## Requirements
Below is some material; set it all down exactly, apart from the pictures.

## Data block
+++

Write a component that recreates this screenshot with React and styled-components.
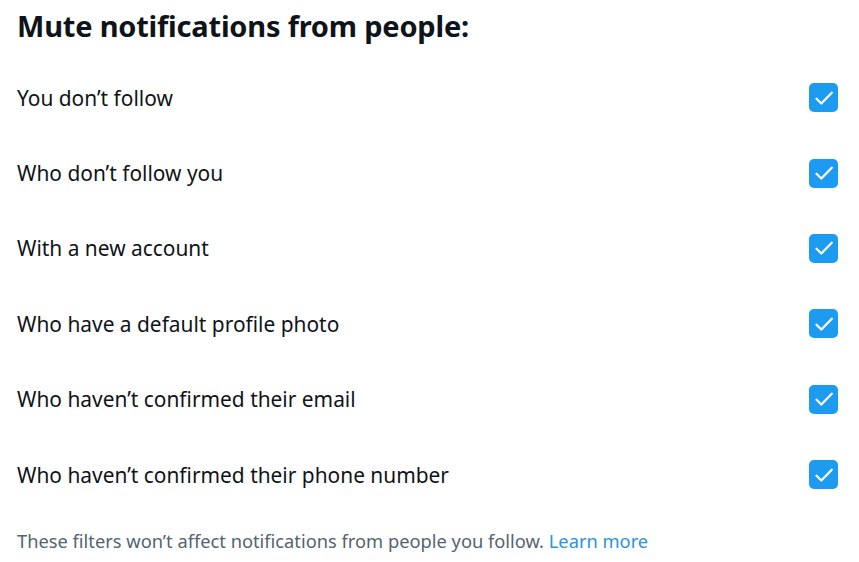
import styled, { createGlobalStyle } from "styled-components";

const GlobalStyle = createGlobalStyle`
  html, body {
    margin: 0;
    padding: 0;
    background: #ffffff;
  }
  body {
    font-family: "Noto Sans", "Open Sans", sans-serif;
    color: #0f1419;
  }
`;

const Page = styled.div`
  width: 859px;
  height: 562px;
  box-sizing: border-box;
  padding: 8px 21px 0 17px;
  display: flex;
  flex-direction: column;
`;

const Title = styled.h2`
  margin: 0;
  font-size: 29px;
  font-weight: 700;
  line-height: 36px;
  letter-spacing: -0.2px;
  color: #0f1419;
`;

const List = styled.div`
  display: flex;
  flex-direction: column;
  margin-top: 16px;
`;

const Row = styled.label`
  display: flex;
  align-items: center;
  justify-content: space-between;
  height: 75.4px;
  cursor: pointer;
`;

const RowLabel = styled.span`
  font-size: 20.9px;
  line-height: 26px;
  color: #0f1419;
`;

const Box = styled.span`
  width: 29px;
  height: 29px;
  border-radius: 5px;
  background: ${({ checked }) => (checked ? "#1d9bf0" : "transparent")};
  border: ${({ checked }) => (checked ? "none" : "2px solid #536471")};
  display: flex;
  align-items: center;
  justify-content: center;
`;

const Note = styled.p`
  margin: 17px 0 0;
  font-size: 18.3px;
  line-height: 24px;
  color: #536471;
`;

const Link = styled.a`
  color: #2a95dc;
  text-decoration: none;
`;

const items = [
  "You don’t follow",
  "Who don’t follow you",
  "With a new account",
  "Who have a default profile photo",
  "Who haven’t confirmed their email",
  "Who haven’t confirmed their phone number",
];

const Check = () => (
  <svg width="24" height="24" viewBox="0 0 24 24" fill="none">
    <path
      d="M4.5 12.8l4.8 4.7L19.8 6.8"
      stroke="#ffffff"
      strokeWidth="2.3"
      strokeLinecap="round"
      strokeLinejoin="round"
    />
  </svg>
);

const App = () => {
  return (
    <Page>
      <GlobalStyle />
      <Title>Mute notifications from people:</Title>
      <List>
        {items.map((text) => (
          <Row key={text}>
            <RowLabel>{text}</RowLabel>
            <Box checked>
              <Check />
            </Box>
          </Row>
        ))}
      </List>
      <Note>
        These filters won’t affect notifications from people you follow.{" "}
        <Link href="#">Learn more</Link>
      </Note>
    </Page>
  );
};

export default App;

+++

## Full answer
Write a component that recreates this screenshot with React and styled-components.
import styled, { createGlobalStyle } from "styled-components";

const GlobalStyle = createGlobalStyle`
  html, body {
    margin: 0;
    padding: 0;
    background: #ffffff;
  }
  body {
    font-family: "Noto Sans", "Open Sans", sans-serif;
    color: #0f1419;
  }
`;

const Page = styled.div`
  width: 859px;
  height: 562px;
  box-sizing: border-box;
  padding: 8px 21px 0 17px;
  display: flex;
  flex-direction: column;
`;

const Title = styled.h2`
  margin: 0;
  font-size: 29px;
  font-weight: 700;
  line-height: 36px;
  letter-spacing: -0.2px;
  color: #0f1419;
`;

const List = styled.div`
  display: flex;
  flex-direction: column;
  margin-top: 16px;
`;

const Row = styled.label`
  display: flex;
  align-items: center;
  justify-content: space-between;
  height: 75.4px;
  cursor: pointer;
`;

const RowLabel = styled.span`
  font-size: 20.9px;
  line-height: 26px;
  color: #0f1419;
`;

const Box = styled.span`
  width: 29px;
  height: 29px;
  border-radius: 5px;
  background: ${({ checked }) => (checked ? "#1d9bf0" : "transparent")};
  border: ${({ checked }) => (checked ? "none" : "2px solid #536471")};
  display: flex;
  align-items: center;
  justify-content: center;
`;

const Note = styled.p`
  margin: 17px 0 0;
  font-size: 18.3px;
  line-height: 24px;
  color: #536471;
`;

const Link = styled.a`
  color: #2a95dc;
  text-decoration: none;
`;

const items = [
  "You don’t follow",
  "Who don’t follow you",
  "With a new account",
  "Who have a default profile photo",
  "Who haven’t confirmed their email",
  "Who haven’t confirmed their phone number",
];

const Check = () => (
  <svg width="24" height="24" viewBox="0 0 24 24" fill="none">
    <path
      d="M4.5 12.8l4.8 4.7L19.8 6.8"
      stroke="#ffffff"
      strokeWidth="2.3"
      strokeLinecap="round"
      strokeLinejoin="round"
    />
  </svg>
);

const App = () => {
  return (
    <Page>
      <GlobalStyle />
      <Title>Mute notifications from people:</Title>
      <List>
        {items.map((text) => (
          <Row key={text}>
            <RowLabel>{text}</RowLabel>
            <Box checked>
              <Check />
            </Box>
          </Row>
        ))}
      </List>
      <Note>
        These filters won’t affect notifications from people you follow.{" "}
        <Link href="#">Learn more</Link>
      </Note>
    </Page>
  );
};

export default App;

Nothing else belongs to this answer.